WHAT THE TASK REQUIRES: Locate the line bearing "Convert this screenshot to React, TypeScript" in the material below, then reproduce it and each following line up to and including the line bearing "import React from".

[BEGIN EXERCISE INPUT]

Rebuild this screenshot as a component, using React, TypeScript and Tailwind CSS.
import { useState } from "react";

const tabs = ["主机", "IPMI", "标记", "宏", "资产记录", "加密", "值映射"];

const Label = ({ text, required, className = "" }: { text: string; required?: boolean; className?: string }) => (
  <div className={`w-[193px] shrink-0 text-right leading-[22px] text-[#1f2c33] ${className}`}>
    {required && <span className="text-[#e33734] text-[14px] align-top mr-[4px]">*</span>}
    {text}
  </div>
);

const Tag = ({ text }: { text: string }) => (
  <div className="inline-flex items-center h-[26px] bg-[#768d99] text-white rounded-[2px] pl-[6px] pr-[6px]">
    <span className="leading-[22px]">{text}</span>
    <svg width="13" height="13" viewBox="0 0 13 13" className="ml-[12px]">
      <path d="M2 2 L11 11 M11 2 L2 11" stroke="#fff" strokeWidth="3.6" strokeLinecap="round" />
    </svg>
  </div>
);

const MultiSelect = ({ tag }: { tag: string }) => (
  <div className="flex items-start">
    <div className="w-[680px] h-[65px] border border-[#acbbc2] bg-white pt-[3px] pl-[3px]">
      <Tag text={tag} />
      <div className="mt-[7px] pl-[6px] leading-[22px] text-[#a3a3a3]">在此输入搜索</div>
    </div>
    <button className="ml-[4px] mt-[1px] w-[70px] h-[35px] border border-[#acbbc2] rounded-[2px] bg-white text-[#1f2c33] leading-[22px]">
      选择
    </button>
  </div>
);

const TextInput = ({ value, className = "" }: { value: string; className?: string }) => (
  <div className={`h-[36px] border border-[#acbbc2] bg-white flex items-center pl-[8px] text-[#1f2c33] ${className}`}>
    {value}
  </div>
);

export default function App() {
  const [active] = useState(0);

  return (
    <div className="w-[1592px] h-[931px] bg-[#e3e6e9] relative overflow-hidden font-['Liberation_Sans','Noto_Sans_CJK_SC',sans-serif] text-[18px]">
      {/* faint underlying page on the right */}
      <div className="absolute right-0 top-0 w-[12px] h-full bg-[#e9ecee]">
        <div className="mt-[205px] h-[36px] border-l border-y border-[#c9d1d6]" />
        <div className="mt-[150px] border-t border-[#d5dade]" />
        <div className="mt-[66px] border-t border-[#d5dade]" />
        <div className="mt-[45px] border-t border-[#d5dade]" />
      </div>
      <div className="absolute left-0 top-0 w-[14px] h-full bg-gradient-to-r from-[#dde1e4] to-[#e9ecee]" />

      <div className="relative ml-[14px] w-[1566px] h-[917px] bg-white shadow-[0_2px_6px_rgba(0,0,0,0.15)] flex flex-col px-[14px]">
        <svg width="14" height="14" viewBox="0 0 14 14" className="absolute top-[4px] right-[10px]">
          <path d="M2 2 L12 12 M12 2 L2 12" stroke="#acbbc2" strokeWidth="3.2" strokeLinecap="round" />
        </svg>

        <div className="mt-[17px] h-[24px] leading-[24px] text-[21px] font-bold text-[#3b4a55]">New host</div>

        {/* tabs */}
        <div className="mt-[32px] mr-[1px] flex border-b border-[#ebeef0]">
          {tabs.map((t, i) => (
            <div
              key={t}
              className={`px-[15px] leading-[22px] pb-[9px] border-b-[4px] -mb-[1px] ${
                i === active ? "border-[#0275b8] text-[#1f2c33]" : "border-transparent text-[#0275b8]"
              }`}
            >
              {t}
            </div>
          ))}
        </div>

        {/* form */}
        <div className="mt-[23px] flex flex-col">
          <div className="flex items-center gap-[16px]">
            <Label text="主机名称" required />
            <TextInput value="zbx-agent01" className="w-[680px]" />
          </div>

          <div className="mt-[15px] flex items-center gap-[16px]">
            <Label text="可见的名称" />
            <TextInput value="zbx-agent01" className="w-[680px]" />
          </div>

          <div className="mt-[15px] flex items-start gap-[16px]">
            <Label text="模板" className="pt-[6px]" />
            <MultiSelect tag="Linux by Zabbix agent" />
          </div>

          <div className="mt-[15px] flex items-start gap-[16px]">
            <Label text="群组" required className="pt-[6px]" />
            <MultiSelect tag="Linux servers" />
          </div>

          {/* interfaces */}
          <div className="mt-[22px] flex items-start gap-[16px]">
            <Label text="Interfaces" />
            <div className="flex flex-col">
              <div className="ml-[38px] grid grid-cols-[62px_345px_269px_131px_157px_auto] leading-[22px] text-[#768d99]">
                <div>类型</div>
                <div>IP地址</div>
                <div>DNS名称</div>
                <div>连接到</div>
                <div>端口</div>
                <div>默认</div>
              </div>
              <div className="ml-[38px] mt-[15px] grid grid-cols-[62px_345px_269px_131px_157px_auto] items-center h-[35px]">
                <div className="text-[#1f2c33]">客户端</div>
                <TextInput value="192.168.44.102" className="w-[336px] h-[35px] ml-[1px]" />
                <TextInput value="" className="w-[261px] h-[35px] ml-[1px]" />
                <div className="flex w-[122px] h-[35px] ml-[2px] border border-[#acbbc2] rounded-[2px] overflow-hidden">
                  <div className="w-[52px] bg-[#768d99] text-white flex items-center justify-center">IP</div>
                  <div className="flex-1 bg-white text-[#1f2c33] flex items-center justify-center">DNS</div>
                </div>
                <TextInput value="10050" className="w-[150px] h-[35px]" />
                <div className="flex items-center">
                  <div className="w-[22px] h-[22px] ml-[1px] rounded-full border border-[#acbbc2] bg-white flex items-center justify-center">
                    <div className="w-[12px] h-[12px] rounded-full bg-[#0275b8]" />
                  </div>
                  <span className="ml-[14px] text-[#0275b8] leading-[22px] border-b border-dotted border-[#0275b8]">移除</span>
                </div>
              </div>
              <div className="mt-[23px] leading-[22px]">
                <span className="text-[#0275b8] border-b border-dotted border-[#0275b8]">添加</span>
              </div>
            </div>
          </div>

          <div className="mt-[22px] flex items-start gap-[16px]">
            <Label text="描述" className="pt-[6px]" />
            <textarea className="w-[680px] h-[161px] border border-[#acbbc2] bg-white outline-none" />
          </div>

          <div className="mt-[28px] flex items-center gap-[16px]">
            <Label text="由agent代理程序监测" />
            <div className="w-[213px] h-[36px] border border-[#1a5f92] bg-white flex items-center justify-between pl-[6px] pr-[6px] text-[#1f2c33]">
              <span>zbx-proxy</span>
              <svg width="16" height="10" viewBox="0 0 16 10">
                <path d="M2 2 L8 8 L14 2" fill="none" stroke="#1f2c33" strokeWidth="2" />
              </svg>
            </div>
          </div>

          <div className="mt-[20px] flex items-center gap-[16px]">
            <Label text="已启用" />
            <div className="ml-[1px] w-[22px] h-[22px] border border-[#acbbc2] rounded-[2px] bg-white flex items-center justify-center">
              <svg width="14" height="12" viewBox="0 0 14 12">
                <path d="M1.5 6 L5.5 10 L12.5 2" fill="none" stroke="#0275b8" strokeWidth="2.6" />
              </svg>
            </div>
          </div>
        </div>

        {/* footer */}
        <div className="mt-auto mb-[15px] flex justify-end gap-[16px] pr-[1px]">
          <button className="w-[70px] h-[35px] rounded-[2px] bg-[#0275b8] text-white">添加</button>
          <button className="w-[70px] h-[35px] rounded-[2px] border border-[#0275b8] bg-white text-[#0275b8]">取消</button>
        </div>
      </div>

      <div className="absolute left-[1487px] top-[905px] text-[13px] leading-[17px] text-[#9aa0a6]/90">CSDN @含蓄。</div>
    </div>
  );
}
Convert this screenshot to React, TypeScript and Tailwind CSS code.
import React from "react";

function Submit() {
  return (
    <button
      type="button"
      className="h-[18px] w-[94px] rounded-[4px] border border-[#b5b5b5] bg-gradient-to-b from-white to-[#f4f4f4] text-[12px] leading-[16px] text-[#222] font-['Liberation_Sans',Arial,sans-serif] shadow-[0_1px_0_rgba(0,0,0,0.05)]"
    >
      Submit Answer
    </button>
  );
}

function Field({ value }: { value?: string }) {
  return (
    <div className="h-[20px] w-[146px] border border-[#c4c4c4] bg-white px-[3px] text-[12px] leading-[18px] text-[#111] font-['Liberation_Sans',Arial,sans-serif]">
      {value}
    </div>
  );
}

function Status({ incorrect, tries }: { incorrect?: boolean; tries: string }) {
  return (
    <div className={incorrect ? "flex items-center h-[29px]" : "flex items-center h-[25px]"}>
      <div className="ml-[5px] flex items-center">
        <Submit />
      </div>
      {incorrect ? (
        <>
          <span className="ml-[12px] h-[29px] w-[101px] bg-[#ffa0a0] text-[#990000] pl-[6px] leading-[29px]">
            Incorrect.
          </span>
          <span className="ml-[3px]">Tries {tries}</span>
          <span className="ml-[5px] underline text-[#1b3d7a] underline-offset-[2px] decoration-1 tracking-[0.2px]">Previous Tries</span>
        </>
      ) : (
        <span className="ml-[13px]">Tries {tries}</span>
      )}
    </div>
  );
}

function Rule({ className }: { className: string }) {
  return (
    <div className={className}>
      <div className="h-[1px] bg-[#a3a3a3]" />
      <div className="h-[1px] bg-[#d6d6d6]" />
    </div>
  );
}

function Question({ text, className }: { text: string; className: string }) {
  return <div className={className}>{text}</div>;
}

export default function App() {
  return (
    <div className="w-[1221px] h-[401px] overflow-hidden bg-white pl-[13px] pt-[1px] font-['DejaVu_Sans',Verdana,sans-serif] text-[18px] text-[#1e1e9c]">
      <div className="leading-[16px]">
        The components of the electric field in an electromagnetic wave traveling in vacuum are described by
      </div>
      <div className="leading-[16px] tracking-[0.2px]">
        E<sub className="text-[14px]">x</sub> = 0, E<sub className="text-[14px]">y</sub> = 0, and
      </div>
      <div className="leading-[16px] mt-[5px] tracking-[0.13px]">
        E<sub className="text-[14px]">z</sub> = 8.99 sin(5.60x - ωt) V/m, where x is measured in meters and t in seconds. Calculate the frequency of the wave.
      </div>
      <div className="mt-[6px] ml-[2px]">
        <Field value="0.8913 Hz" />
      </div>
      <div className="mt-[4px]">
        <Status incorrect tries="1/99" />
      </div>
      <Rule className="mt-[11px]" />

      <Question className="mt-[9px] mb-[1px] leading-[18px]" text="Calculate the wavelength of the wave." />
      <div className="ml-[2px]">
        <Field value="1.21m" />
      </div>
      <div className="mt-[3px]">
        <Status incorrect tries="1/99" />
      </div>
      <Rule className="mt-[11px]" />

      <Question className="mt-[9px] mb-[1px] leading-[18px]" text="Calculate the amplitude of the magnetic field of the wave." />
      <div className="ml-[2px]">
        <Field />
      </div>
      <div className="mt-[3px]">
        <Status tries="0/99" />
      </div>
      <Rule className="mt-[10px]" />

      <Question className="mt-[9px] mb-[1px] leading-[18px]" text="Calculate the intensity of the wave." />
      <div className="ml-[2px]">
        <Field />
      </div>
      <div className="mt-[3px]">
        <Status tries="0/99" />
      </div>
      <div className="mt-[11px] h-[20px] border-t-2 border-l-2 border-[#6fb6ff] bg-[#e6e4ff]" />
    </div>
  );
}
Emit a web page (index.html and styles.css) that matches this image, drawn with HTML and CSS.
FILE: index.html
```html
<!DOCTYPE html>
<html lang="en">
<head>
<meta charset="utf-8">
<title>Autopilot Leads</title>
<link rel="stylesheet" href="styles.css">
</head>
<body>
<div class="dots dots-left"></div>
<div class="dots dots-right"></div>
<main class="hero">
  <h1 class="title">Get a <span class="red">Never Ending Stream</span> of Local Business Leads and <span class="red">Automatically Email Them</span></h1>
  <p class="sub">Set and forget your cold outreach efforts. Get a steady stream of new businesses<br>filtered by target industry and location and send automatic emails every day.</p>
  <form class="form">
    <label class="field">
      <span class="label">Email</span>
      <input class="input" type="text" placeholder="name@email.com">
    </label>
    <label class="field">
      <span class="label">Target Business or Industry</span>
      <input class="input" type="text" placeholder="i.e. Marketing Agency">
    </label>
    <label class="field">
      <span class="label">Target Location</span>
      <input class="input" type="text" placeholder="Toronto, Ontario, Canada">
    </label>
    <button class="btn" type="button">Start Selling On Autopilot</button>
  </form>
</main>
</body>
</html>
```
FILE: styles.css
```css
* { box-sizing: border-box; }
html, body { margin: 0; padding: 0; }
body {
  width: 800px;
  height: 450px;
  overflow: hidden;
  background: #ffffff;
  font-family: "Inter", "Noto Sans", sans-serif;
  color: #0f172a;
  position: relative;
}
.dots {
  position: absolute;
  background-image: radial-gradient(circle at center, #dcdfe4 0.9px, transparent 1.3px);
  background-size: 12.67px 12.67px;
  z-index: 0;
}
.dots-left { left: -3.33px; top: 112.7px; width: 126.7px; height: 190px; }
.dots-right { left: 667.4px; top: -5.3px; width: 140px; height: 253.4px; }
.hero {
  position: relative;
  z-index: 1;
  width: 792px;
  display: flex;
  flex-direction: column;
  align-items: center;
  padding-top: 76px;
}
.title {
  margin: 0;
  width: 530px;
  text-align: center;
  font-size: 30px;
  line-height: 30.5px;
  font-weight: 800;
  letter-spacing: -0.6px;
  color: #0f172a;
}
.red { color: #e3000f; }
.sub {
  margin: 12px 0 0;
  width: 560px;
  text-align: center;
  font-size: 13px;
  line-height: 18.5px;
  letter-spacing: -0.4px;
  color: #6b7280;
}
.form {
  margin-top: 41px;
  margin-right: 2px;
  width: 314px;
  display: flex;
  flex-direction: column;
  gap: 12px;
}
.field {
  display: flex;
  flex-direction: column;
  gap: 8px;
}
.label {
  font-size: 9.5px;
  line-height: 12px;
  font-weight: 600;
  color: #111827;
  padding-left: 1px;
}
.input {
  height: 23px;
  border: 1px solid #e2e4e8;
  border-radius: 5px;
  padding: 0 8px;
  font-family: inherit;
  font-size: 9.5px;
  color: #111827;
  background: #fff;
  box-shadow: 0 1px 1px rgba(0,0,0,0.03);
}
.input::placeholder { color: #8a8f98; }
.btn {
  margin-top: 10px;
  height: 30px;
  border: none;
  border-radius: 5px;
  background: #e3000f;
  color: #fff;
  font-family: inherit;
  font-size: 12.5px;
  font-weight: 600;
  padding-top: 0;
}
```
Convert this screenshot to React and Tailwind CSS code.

[END EXERCISE INPUT]

CORRECT RESPONSE:
Convert this screenshot to React, TypeScript and Tailwind CSS code.
import React from "react";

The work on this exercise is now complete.